#### Direction
Using the listing below, report all lines holding the word "that".

## begin Information shown

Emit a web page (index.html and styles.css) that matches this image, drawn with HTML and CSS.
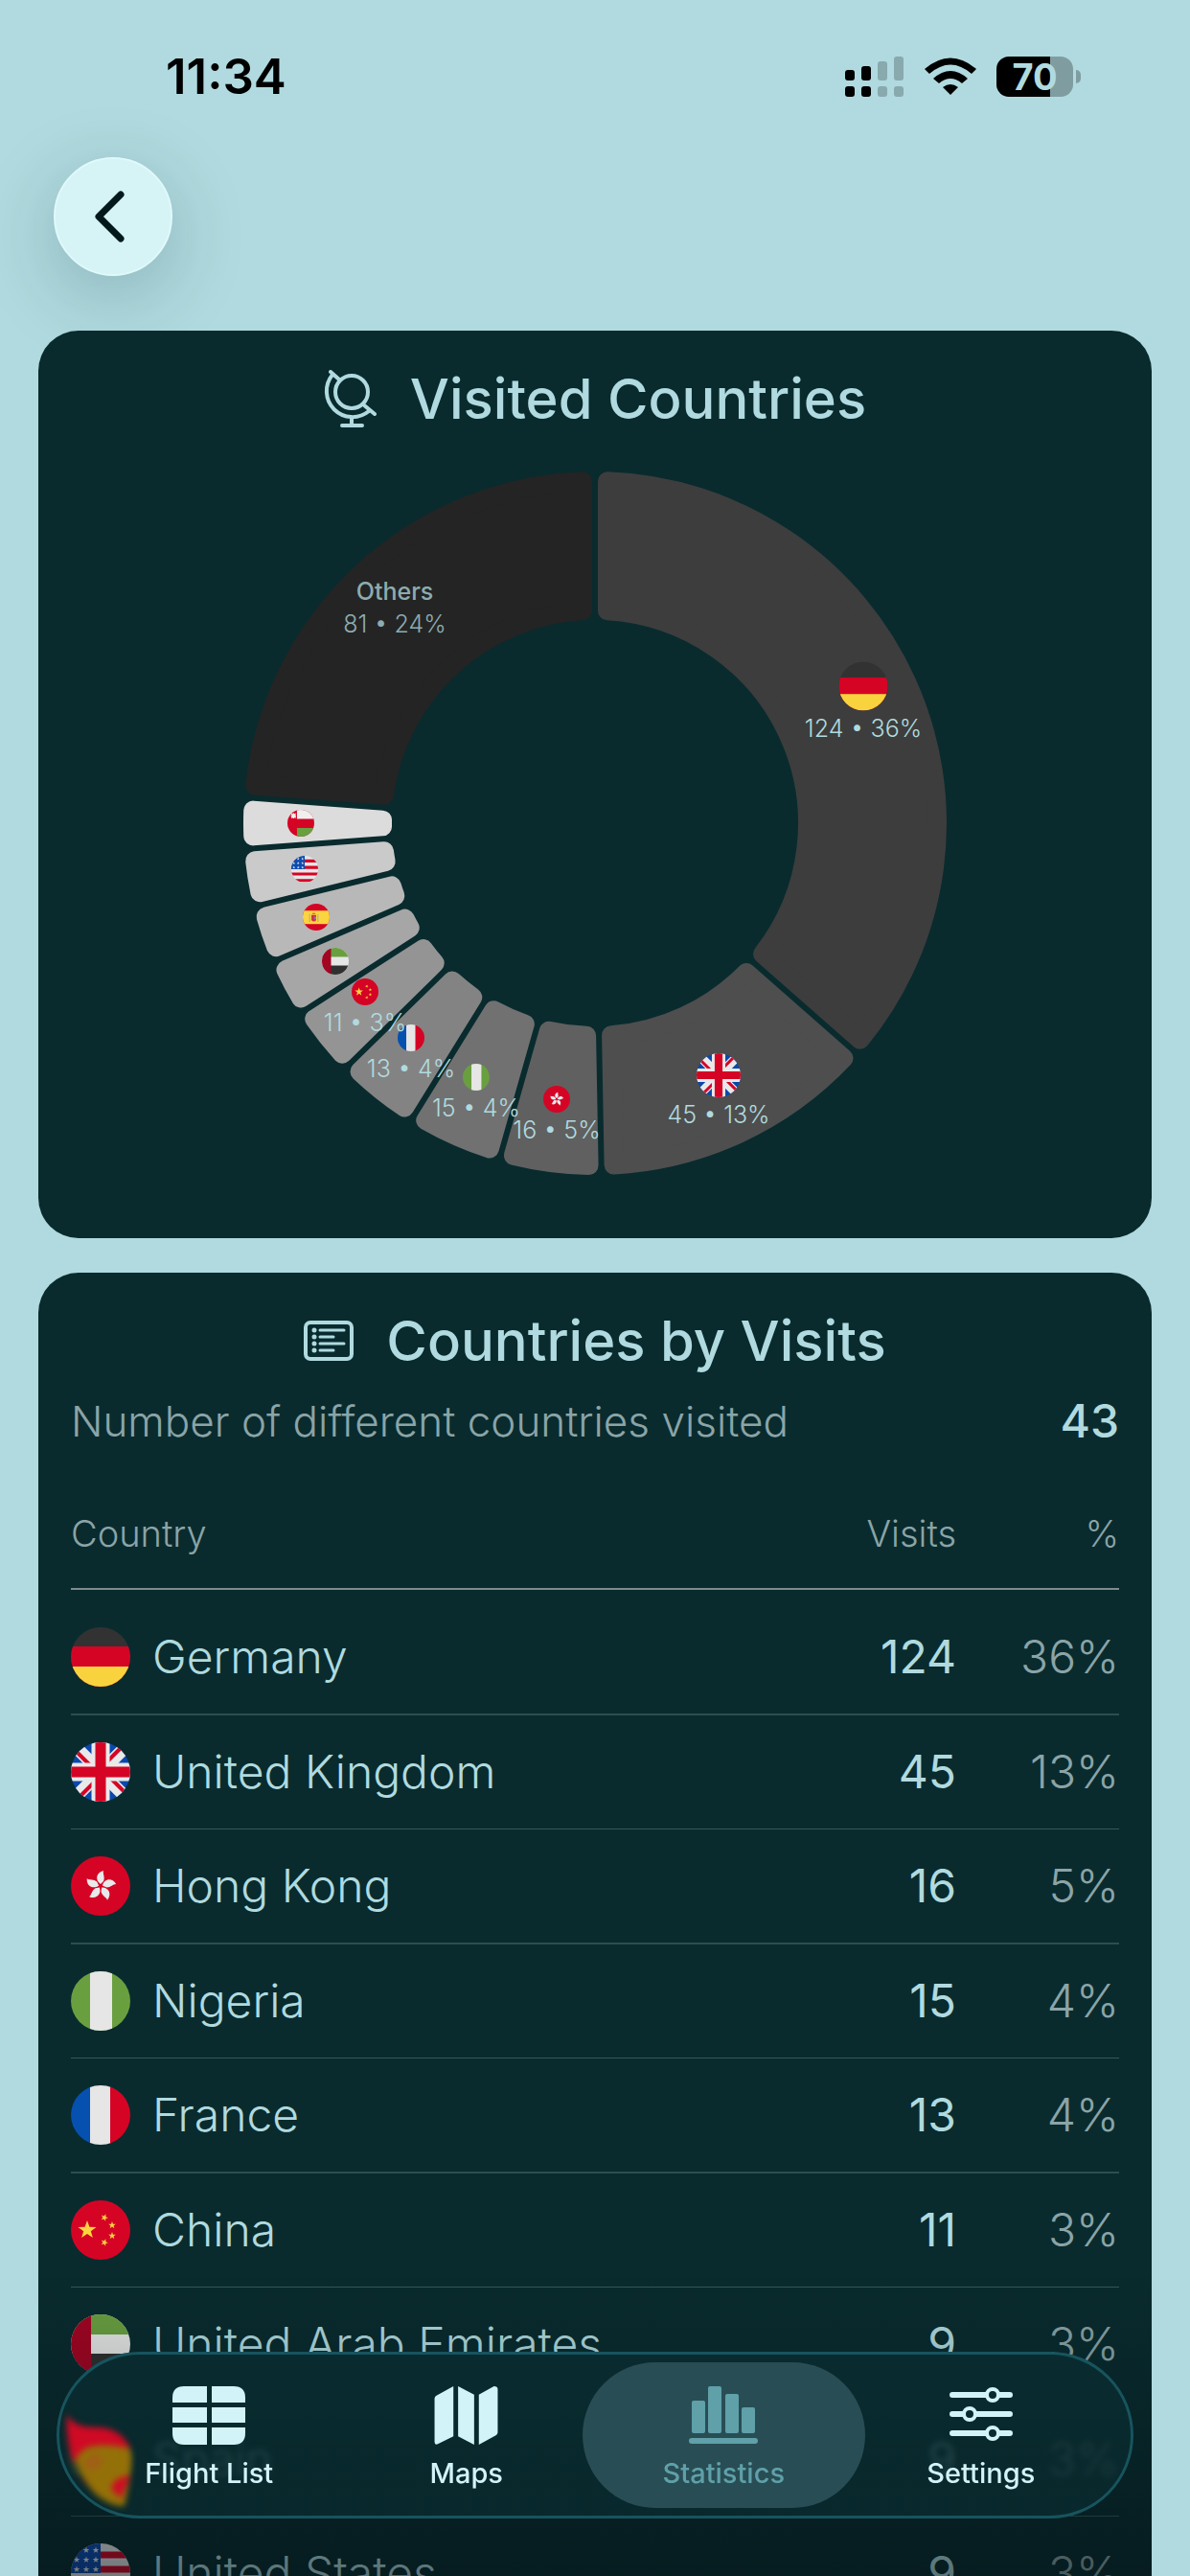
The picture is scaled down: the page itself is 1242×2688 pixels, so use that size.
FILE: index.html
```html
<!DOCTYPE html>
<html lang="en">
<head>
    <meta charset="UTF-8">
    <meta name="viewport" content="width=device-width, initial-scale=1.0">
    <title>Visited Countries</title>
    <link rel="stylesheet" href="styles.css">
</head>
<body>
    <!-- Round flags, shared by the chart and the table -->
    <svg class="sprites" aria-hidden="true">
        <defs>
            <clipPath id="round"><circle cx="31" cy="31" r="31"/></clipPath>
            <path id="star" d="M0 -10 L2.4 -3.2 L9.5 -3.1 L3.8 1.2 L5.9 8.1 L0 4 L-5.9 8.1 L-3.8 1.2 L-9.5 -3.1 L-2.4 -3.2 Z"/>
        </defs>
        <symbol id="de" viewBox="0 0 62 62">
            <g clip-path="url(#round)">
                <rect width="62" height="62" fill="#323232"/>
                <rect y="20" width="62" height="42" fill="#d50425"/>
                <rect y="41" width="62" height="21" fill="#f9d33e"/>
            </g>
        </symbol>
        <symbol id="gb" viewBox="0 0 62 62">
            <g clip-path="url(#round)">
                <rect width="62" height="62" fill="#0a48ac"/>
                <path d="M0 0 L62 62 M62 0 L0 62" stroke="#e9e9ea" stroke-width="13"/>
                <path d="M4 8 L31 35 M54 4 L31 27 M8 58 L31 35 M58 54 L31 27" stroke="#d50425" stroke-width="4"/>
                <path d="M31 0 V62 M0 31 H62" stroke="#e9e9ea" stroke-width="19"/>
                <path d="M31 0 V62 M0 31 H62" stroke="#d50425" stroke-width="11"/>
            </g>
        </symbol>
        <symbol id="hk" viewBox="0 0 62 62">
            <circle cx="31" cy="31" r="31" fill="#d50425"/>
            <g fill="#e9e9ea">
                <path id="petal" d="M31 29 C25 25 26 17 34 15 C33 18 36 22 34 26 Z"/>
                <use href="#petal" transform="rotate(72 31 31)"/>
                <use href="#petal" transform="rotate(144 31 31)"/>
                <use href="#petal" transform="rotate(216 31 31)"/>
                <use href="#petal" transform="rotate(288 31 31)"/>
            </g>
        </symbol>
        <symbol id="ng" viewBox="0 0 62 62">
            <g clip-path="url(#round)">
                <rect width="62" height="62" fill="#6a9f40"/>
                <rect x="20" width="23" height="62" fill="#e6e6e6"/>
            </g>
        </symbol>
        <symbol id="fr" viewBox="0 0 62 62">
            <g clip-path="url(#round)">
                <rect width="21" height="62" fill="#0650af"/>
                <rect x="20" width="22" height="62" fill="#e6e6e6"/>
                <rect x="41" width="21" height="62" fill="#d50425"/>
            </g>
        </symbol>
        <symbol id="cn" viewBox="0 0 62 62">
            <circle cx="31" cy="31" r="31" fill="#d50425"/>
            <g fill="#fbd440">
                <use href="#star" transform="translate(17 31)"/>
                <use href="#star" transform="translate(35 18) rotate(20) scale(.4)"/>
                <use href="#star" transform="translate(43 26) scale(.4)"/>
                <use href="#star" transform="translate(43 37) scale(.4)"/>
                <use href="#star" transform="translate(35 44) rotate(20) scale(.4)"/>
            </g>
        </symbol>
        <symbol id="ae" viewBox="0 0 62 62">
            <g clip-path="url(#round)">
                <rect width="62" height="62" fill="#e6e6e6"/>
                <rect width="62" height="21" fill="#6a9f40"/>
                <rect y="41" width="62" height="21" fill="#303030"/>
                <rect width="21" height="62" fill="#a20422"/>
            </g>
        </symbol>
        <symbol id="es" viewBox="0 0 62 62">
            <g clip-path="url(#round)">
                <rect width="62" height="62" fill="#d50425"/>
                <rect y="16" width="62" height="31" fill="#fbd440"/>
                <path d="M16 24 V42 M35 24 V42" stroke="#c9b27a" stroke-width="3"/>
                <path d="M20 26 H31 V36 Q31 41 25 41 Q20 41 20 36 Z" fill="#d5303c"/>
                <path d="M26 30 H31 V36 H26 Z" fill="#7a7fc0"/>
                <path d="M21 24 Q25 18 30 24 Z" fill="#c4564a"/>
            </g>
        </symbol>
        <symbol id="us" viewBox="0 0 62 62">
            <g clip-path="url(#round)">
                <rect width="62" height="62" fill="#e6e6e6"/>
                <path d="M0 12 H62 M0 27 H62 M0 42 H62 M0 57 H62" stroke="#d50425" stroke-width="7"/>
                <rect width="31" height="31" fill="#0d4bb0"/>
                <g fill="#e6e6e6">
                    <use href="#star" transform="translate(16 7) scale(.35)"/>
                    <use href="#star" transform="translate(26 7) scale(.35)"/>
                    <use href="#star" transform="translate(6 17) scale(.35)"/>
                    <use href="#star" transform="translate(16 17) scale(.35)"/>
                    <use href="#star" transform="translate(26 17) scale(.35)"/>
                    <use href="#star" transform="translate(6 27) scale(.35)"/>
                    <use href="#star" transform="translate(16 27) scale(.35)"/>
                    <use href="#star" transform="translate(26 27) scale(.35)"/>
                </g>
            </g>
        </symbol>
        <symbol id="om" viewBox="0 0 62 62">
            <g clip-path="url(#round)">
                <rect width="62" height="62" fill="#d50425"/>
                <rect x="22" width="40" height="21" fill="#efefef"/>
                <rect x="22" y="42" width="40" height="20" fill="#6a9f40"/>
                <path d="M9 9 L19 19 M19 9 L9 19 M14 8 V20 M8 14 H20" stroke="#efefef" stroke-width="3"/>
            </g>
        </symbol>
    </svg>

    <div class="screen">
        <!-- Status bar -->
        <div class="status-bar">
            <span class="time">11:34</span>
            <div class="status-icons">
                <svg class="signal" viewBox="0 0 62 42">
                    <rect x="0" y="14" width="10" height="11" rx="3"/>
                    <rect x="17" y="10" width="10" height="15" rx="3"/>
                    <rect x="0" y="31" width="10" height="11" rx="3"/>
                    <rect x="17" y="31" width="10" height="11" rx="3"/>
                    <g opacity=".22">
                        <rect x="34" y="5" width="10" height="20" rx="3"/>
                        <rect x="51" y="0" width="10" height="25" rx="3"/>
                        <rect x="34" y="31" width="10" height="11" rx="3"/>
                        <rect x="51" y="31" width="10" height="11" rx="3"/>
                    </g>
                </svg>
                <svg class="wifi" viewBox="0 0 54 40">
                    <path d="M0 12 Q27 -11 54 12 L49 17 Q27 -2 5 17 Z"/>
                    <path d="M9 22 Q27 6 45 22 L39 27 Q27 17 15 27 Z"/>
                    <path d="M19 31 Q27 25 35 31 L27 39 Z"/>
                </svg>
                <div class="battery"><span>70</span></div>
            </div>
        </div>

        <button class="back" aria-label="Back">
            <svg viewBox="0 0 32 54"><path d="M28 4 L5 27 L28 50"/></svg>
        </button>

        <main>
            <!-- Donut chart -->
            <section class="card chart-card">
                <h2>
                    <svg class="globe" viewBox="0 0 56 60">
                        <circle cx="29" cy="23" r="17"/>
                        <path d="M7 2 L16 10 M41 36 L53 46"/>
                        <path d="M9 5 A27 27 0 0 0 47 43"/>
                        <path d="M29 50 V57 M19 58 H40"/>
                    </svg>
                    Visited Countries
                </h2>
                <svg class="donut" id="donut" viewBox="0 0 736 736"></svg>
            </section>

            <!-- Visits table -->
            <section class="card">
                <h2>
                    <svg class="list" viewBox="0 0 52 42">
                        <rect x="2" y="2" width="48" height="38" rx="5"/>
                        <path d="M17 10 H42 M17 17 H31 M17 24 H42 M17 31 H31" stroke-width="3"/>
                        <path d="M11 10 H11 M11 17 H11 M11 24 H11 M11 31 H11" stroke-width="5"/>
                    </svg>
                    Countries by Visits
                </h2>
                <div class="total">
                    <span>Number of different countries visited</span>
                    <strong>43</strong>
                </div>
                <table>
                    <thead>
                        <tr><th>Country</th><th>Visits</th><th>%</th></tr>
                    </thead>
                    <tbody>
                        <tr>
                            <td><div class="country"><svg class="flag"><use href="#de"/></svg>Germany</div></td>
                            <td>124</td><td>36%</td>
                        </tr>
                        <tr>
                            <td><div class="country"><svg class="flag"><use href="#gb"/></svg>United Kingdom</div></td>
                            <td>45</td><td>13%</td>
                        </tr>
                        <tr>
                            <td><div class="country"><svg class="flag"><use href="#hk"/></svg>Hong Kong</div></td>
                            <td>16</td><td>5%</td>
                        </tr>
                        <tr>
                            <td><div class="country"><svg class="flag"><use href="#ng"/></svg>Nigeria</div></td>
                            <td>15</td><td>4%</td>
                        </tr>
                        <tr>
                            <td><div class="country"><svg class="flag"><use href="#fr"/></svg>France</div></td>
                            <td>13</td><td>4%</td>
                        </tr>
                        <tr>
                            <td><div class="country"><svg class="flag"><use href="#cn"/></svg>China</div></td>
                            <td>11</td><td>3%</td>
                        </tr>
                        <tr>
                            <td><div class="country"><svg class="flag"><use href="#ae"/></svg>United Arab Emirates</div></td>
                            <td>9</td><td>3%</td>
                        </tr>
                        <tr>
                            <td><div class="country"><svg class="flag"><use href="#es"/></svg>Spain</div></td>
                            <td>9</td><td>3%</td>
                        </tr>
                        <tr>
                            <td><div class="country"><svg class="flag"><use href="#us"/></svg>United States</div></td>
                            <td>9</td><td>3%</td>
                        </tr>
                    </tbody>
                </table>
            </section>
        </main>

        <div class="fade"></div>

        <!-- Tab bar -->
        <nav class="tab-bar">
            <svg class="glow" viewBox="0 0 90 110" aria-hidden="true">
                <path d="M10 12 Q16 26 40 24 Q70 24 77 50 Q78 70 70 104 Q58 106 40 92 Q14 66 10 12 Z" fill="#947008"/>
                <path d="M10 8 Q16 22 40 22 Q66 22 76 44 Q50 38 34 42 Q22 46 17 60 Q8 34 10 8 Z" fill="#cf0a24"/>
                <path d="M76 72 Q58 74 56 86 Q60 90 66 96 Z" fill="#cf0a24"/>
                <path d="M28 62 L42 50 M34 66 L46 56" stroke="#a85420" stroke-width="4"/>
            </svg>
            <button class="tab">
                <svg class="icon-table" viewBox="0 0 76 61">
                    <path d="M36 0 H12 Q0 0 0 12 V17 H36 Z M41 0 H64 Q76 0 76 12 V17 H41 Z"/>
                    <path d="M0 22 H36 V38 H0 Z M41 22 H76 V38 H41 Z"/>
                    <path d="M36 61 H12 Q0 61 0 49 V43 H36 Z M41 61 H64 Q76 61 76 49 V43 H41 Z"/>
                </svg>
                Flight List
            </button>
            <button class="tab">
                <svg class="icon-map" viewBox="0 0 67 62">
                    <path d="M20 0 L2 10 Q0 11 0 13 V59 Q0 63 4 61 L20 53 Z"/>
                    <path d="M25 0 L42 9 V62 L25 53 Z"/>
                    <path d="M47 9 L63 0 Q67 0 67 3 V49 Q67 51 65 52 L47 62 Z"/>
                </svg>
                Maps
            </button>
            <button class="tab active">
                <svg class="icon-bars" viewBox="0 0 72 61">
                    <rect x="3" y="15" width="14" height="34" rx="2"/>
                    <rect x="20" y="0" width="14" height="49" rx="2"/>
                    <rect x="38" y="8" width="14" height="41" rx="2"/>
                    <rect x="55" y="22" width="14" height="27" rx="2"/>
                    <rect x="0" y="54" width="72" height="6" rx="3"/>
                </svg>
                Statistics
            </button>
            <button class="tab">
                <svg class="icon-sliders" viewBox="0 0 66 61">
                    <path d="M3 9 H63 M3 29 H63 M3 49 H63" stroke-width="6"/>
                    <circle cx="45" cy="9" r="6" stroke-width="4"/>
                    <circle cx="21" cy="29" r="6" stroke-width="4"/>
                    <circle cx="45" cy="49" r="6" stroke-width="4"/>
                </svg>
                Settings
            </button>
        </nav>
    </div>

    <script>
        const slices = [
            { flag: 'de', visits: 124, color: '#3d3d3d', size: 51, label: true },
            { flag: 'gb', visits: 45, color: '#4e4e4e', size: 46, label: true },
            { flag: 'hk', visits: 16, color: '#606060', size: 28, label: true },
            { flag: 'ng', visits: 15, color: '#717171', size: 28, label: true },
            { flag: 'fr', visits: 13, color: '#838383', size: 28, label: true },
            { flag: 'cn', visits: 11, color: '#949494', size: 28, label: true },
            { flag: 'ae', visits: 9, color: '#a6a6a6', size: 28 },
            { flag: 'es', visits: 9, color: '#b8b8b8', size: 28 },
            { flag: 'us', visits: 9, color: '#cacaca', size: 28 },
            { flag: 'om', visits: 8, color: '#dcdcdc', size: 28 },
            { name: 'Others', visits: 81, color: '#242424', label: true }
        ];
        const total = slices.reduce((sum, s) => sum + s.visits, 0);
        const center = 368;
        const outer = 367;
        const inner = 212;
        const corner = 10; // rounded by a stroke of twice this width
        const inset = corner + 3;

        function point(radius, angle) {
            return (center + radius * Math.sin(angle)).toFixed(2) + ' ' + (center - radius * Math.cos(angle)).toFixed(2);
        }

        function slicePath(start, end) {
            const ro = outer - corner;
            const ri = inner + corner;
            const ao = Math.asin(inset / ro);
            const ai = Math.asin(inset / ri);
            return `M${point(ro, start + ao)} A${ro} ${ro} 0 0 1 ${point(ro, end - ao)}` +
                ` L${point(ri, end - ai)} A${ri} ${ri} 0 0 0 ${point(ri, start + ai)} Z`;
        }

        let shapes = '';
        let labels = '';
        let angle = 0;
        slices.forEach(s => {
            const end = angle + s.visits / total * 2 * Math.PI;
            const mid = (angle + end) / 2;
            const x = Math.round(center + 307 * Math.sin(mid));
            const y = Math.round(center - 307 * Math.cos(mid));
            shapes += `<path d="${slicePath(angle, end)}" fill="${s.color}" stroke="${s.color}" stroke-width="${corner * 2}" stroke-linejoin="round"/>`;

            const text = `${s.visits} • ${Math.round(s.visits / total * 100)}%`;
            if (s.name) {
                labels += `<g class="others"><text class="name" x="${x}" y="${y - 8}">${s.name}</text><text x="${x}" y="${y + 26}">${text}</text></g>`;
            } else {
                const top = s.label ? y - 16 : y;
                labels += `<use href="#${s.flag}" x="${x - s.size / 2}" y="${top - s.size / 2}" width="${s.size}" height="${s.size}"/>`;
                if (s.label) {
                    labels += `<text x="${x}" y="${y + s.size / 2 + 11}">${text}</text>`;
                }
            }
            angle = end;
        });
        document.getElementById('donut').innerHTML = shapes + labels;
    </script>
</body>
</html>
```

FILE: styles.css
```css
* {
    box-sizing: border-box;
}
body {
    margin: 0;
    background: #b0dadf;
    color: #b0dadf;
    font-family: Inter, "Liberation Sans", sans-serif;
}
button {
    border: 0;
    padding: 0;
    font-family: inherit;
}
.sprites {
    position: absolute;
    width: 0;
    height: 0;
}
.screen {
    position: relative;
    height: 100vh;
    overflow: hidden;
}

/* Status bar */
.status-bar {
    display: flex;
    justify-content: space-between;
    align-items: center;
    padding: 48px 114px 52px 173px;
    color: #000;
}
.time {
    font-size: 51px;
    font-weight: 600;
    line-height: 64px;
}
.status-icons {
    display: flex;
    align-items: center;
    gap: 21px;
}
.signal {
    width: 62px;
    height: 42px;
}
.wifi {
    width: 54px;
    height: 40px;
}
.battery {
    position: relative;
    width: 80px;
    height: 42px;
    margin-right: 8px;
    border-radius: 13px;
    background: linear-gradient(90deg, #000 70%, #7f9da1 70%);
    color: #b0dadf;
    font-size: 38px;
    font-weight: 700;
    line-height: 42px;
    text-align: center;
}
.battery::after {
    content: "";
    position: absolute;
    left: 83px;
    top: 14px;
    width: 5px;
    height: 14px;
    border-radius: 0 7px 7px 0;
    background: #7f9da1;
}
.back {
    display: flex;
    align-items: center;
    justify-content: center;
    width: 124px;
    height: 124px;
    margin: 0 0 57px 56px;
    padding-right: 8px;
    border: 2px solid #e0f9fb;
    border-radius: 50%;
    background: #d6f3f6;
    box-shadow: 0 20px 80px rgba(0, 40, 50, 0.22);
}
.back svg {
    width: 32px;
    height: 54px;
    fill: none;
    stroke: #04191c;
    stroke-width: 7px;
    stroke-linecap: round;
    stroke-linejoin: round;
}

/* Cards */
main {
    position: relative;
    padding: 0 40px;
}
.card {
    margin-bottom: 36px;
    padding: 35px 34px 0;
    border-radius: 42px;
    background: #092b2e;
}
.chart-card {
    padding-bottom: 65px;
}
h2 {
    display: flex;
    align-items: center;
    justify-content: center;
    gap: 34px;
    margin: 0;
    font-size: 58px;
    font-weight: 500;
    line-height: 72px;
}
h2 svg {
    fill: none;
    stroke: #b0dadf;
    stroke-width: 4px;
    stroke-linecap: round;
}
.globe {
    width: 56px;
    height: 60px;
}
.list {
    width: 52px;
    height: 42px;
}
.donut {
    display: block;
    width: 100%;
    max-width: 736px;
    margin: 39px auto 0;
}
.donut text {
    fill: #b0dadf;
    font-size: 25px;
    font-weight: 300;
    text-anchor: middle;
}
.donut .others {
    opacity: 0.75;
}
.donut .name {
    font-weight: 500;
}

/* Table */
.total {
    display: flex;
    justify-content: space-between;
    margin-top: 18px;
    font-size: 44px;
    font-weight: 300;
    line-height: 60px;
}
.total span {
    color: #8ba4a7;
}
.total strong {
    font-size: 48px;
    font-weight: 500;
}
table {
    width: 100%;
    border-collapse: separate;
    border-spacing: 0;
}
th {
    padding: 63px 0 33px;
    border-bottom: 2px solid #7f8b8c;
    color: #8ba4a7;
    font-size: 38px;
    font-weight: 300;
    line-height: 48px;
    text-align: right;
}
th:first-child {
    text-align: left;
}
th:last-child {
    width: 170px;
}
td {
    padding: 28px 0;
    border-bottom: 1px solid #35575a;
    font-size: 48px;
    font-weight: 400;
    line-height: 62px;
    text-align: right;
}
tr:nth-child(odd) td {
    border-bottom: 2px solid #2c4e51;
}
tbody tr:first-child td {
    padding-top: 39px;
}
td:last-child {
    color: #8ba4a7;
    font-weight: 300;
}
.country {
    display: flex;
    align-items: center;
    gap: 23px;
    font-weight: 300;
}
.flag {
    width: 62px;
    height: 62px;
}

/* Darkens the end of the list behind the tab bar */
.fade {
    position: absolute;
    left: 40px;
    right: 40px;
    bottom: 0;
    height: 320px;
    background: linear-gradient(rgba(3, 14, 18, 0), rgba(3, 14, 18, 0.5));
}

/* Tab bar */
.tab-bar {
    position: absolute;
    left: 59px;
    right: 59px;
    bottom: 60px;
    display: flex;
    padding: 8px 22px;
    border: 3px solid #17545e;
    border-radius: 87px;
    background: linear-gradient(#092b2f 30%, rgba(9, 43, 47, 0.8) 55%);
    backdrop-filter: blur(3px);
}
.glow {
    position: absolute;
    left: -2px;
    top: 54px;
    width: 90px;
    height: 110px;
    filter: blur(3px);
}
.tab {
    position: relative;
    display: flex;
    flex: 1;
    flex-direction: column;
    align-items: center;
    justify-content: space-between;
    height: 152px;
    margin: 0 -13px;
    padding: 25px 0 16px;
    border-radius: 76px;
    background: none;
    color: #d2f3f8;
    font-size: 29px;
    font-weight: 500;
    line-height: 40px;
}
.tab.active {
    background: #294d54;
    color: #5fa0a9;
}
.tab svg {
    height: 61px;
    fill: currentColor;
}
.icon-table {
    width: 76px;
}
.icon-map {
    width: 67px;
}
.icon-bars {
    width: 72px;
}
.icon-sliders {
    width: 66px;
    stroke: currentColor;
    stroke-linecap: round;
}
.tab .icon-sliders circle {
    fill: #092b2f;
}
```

## end Information shown

#### Result
Emit a web page (index.html and styles.css) that matches this image, drawn with HTML and CSS.
The picture is scaled down: the page itself is 1242×2688 pixels, so use that size.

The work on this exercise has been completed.